Malah-malah, ketika Indonesia merdeka, ada sayyid warga Kauman Semarang yang mengajak bangsa kita untuk bersyukur.
Sang Sayyid tersebut menyusun lagu Syukur.
Dalam pelajaran Sekolah Dasar disebutkan Habib Husein al-Mutahar yang
menciptakan lagu Syukur. Beliau adalah Pakdenya Habib Umar Muthahar SH
Semarang.
Jadi, yang menciptakan lagu Syukur yang kita semua hafal adalah seorang sayyid, cucu Baginda Nabi Saw.
Mari kita nyanyikan bersama-sama:
Dari yakinku teguh
Hati ikhlasku penuh
Akan karuniaMu
Tanah air pusaka
Indonesia merdeka
Syukur aku sembahkan
Ke hadiratMu Tuhan.
Itu yang menyusun cucu Nabi, Sayyid Husein Muthahar, warga Kauman Semarang.
Akhirnya oleh pemerintah waktu itu diangkat menjadi Dirjen Pemuda dan Olahraga.
Terakhir oleh pemerintah dipercaya menjadi Duta Besar di Vatikan, negara yang berpenduduk Katholik.
Di Vatikan, Habib Husein tidak larut dengan kondisi, malah justeru membangun masjid. Hebat.
Malah-malah, Habib Husein Muthahar menyusun lagu yang hampir se-Indonesia hafal semua.
Suatu ketika Habib Husein Muthahar sedang duduk, lalu mendengar adzan
shalat Dzuhur. Sampai pada kalimat hayya 'alasshalâh, terngiang suara
adzan.
Sampai sehabis shalat berjamaah, masih juga terngiang.

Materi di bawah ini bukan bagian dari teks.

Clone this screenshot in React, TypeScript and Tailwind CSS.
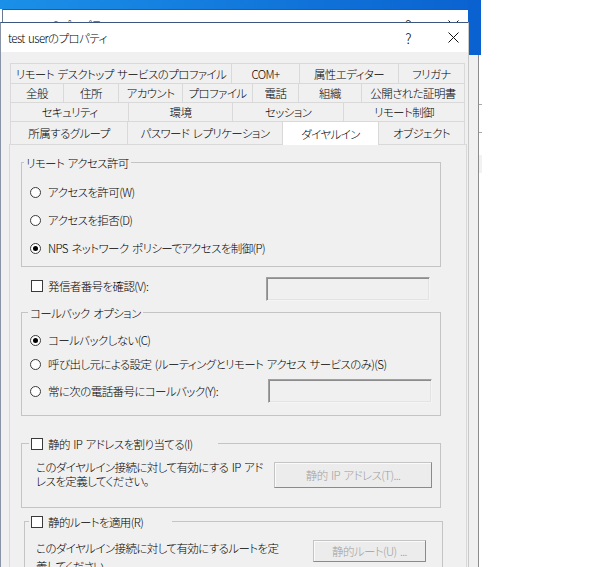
import React from "react";

const F = "font-['Noto_Sans_CJK_JP',sans-serif] [font-feature-settings:'palt'] font-light [word-spacing:1.5px]";

function Radio({ checked }: { checked?: boolean }) {
  return (
    <span className="flex h-[11px] w-[11px] shrink-0 items-center justify-center rounded-full border border-[#3a3a3a] bg-white">
      {checked && <span className="h-[5px] w-[5px] rounded-full bg-black" />}
    </span>
  );
}

function Check() {
  return <span className="block h-[12px] w-[12px] shrink-0 border border-[#3a3a3a] bg-white" />;
}

function Caption({ q }: { q: string }) {
  return (
    <div className="ml-auto flex items-center pr-[5px]">
      <span className="flex w-[20px] justify-center text-[14px] leading-[18px]">{q}</span>
      <span className="ml-[25px] flex w-[20px] justify-center">
        <svg width="11" height="11" viewBox="0 0 11 11">
          <path d="M0.5 0.5 L10.5 10.5 M10.5 0.5 L0.5 10.5" stroke="#111" strokeWidth="1" fill="none" />
        </svg>
      </span>
    </div>
  );
}

type Tab = [string, number, boolean?];
const rows: { h: string; tabs: Tab[] }[] = [
  {
    h: "h-[20px]",
    tabs: [
      ["リモート デスクトップ サービスのプロファイル", 221],
      ["COM+", 68],
      ["属性エディター", 99],
      ["フリガナ", 67],
    ],
  },
  {
    h: "h-[19px]",
    tabs: [
      ["全般", 53],
      ["住所", 55],
      ["アカウント", 64],
      ["プロファイル", 70],
      ["電話", 46],
      ["組織", 63],
      ["公開された証明書", 104],
    ],
  },
  {
    h: "h-[19px]",
    tabs: [
      ["セキュリティ", 118],
      ["環境", 104],
      ["セッション", 111],
      ["リモート制御", 122],
    ],
  },
  {
    h: "h-[23px]",
    tabs: [
      ["所属するグループ", 117],
      ["パスワード レプリケーション", 155],
      ["ダイヤルイン", 96, true],
      ["オブジェクト", 87],
    ],
  },
];

function TextBox({ className = "" }: { className?: string }) {
  return (
    <div
      className={`h-[24px] w-[164px] shrink-0 border border-t-[#a0a0a0] border-l-[#a0a0a0] border-b-[#f4f4f4] border-r-[#f4f4f4] bg-[#f0f0f0] shadow-[inset_1px_1px_0_#8c8c8c,inset_-1px_-1px_0_#e3e3e3] ${className}`}
    />
  );
}

function DisabledButton({ label, className = "" }: { label: string; className?: string }) {
  return (
    <div
      className={`flex shrink-0 items-center justify-center whitespace-nowrap border border-[#c4c4c4] border-b-[#8a8a8a] border-r-[#8a8a8a] bg-[#ececec] text-[#a0a0a0] shadow-[inset_1px_1px_0_#fafafa] ${className}`}
    >
      {label}
    </div>
  );
}

export default function App() {
  return (
    <div
      className={`relative h-[567px] w-[614px] overflow-hidden bg-white text-[11.5px] leading-[14px] tracking-[-0.6px] text-black ${F}`}
    >
      {/* desktop */}
      <div className="absolute left-0 top-0 h-[9px] w-[481px] bg-[linear-gradient(90deg,#1b90e8,#0a62d0)]" />

      {/* back window */}
      <div className="absolute left-[2px] top-[9px] h-[620px] w-[477px] border-l border-r border-t border-l-[#6a7890] border-r-[#8c8c8c] border-t-[#2d5a95] bg-[#f0f0f0]">
        <div className="flex h-[30px] w-[465px] items-center bg-white">
          <span className="ml-[47px] leading-[18px]">のプロパティ</span>
          <Caption q="?" />
        </div>
      </div>
      <div className="absolute left-[468px] top-0 h-[55px] w-[13px] bg-[#0a62d0]" />
      <div className="absolute left-[479px] top-[104px] h-px w-[3px] bg-[#a8a8a8]" />
      <div className="absolute left-[479px] top-[132px] h-px w-[3px] bg-[#a8a8a8]" />
      <div className="absolute left-[479px] top-[155px] h-[18px] w-[3px] bg-[#f2f2f2]" />

      {/* front dialog */}
      <div className="absolute left-0 top-[22px] h-[560px] w-[469px] border border-t-[#3b5680] border-l-[#8894a6] border-r-[#c9c9c9] bg-[#f0f0f0]">
        <div className="flex h-[29px] items-center bg-white pl-[7px]">
          <span className="leading-[18px]">test userのプロパティ</span>
          <Caption q="?" />
        </div>

        {/* tabs */}
        <div className="ml-[9px] mt-[11px] flex w-[455px] flex-col">
          {rows.map((r, ri) => (
            <div key={ri} className={`flex ${r.h}`}>
              {r.tabs.map(([t, w, sel], i) => {
                const last = i === r.tabs.length - 1;
                return (
                  <div
                    key={t}
                    style={{ width: w }}
                    className={`flex shrink-0 items-center justify-center overflow-hidden whitespace-nowrap border-l border-t border-[#d9d9d9] ${
                      last ? "border-r" : ""
                    } ${sel ? "relative z-10 h-[24px] bg-white" : "h-full bg-[#f0f0f0]"}`}
                  >
                    {t}
                  </div>
                );
              })}
            </div>
          ))}
        </div>

        {/* panel */}
        <div className="ml-[8px] flex h-[500px] w-[458px] flex-col border border-[#d9d9d9] bg-[#f0f0f0]">
          {/* remote access permission */}
          <div className="relative ml-[11px] mt-[17px] h-[105px] w-[420px] border border-[#c4c4c4] pl-[8px] pt-[15px]">
            <span className="absolute -top-[9px] left-[2px] bg-[#f0f0f0] px-[2px] leading-[18px]">リモート アクセス許可</span>
            <div className="flex h-[28px] items-center gap-[7px]">
              <Radio />
              <span>アクセスを許可(W)</span>
            </div>
            <div className="flex h-[28px] items-center gap-[7px]">
              <Radio />
              <span>アクセスを拒否(D)</span>
            </div>
            <div className="flex h-[28px] items-center gap-[7px]">
              <Radio checked />
              <span>NPS ネットワーク ポリシーでアクセスを制御(P)</span>
            </div>
          </div>

          {/* caller id */}
          <div className="mt-[10px] flex h-[24px] items-start pl-[21px]">
            <div className="mt-[1px] flex h-[16px] items-center gap-[5px]">
              <Check />
              <span>発信者番号を確認(V):</span>
            </div>
            <TextBox className="ml-auto mr-[36px]" />
          </div>

          {/* callback */}
          <div className="relative ml-[11px] mt-[11px] h-[104px] w-[420px] border border-[#c4c4c4] pl-[8px] pt-[15px]">
            <span className="absolute -top-[9px] left-[6px] bg-[#f0f0f0] px-[2px] leading-[18px]">コールバック オプション</span>
            <div className="flex h-[24px] items-center gap-[7px]">
              <Radio checked />
              <span>コールバックしない(C)</span>
            </div>
            <div className="flex h-[24px] items-center gap-[7px]">
              <Radio />
              <span className="whitespace-nowrap">呼び出し元による設定 (ルーティングとリモート アクセス サービスのみ)(S)</span>
            </div>
            <div className="mt-[3px] flex h-[24px] items-center gap-[7px]">
              <Radio />
              <span>常に次の電話番号にコールバック(Y):</span>
              <TextBox className="ml-auto mr-[8px]" />
            </div>
          </div>

          {/* static ip */}
          <div className="relative ml-[11px] mt-[27px] flex h-[65px] w-[420px] items-start border border-[#c4c4c4] pl-[14px] pt-[16px]">
            <div className="absolute -top-[9px] left-[7px] flex h-[18px] w-[189px] items-center gap-[5px] bg-[#f0f0f0] px-[2px]">
              <Check />
              <span className="whitespace-nowrap">静的 IP アドレスを割り当てる(I)</span>
            </div>
            <p className="whitespace-nowrap leading-[14px]">
              このダイヤルイン接続に対して有効にする IP アド
              <br />
              レスを定義してください。
            </p>
            <DisabledButton label="静的 IP アドレス(T)..." className="ml-auto mr-[8px] mt-[2px] h-[26px] w-[158px]" />
          </div>

          {/* static routes */}
          <div className="relative ml-[14px] mt-[13px] flex h-[80px] w-[419px] items-start border border-[#c4c4c4] pl-[11px] pt-[17px]">
            <div className="absolute -top-[9px] left-[4px] flex h-[18px] w-[143px] items-center gap-[5px] bg-[#f0f0f0] px-[2px]">
              <Check />
              <span className="whitespace-nowrap">静的ルートを適用(R)</span>
            </div>
            <p className="whitespace-nowrap leading-[18px]">
              このダイヤルイン接続に対して有効にするルートを定
              <br />
              義してください。
            </p>
            <DisabledButton label="静的ルート(U) ..." className="ml-auto mr-[16px] mt-[1px] h-[22px] w-[113px]" />
          </div>
        </div>
      </div>
    </div>
  );
}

Akhirnya hatinya terdorong untuk membuat lagu yang cengkoknya mirip
adzan, ada “S”nya, “A”nya, “H”nya.
Kemudian pena berjalan, tertulislah:
17 Agustus tahun 45
Itulah hari kemerdekaan kita
Hari merdeka
Nusa dan Bangsa Hari lahirnya Bangsa Indonesia
Merdeka
Sekali merdeka tertap merdeka
Selama hayat masih dikandung badan
Kita tetap setia, tetap setia
Mempertahankan Indonesia
Kita tetap setia, tetap setia
Membela Negara kita.
Maka peran para kyai dan para sayyid tidak sedikit dalam pembinaan patriotisme bangsa.
Jadi, Anda jangan ragu jika hendak mengirim anak-anaknya ke pondok pesantren.
Malahan, Bung Karno, ketika mau membaca teks proklamasi di Pegangsaan Timur Jakarta, minta didampingi putra kyai.
Tampillah putra seorang kyai, dari kampung Batuampar, Mayakumbung, Sumatera Barat. Siapa beliau?
H. Mohammad Hatta putra seorang kyai. Bung Hatta adalah putra Ustadz
Kiai Haji Jamil, Guru Thariqah Naqsyabandiyyah Kholidiyyah.
Sayang, sejarah Bung Hatta adalah putra kyai dan putra penganut thariqah
tidak pernah dijelaskan di sekolah, yang diterangkan hanya Bapak
Koperasi.
Mulai sekarang, mari kita terangkan sejarah dengan
utuh. Jangan sekali-kali memotong sejarah. Jika Anda memotong sejarah,
suatu saat, sejarah Anda akan dipotong oleh Allah Swt.
Akhirnya, Bung Hatta menjadi wakil presiden pertama.
Pesan Penting Bagi Santri, Belajar dari Mbah Mahrus Aly.
Maka, jangan berkecil hati mengirim putra-putri Anda di pondok-pesantren.
Santri-santri An-Nawawi di tempat saya, saya nasehati begini: “Kamu
mondok di sini nggak usah berpikir macam-macam, yang penting ngaji dan
sekolah. Tak usah berpikir besok jadi apa, yang akan menjadikan Gusti
Allah."
Ketika saya dulu nyantri di Lirboyo, tak berpikir mau
jadi apa, yang penting ngaji, nderes (baca al-Quran), menghafalkan
nadzaman kitab dan shalat jamaah.
Ternyata saya juga jadi manusia, malahan bisa melenggang ke gedung MPR di Senayan.
Tidak usah dipikir, yang menjadikan Gusti Allah. Tugas kita ialah
melaksanakan kewajiban dari Allah Swt. Allah mewajibkan kita untuk
menuntut ilmu, kita menuntut ilmu. Jika kewajiban dari Allah sudah
dilaksanakan, maka Allah yang akan menata.
Jika Allah yang menata sudah pasti sip, begitu saja. Jika yang menata kita, belum tentu sip.
Perlu putra-putri Anda dalam menuntut ilmu, berpisah dengan orangtua.
KH. Mahrus Aly Lirboyo pernah dawuh: “Nek ngaji kok nempel wongtuo, ora
temu-temuo.” (Jika mengaji masih bersama dengan orangtua, tidak akan
cepat dewasa).
Maka masukkanlah ke pesantren, biar cepat dewasa pikirannya. Itu yang ngendiko (berkata) Kyai Mahrus Ali.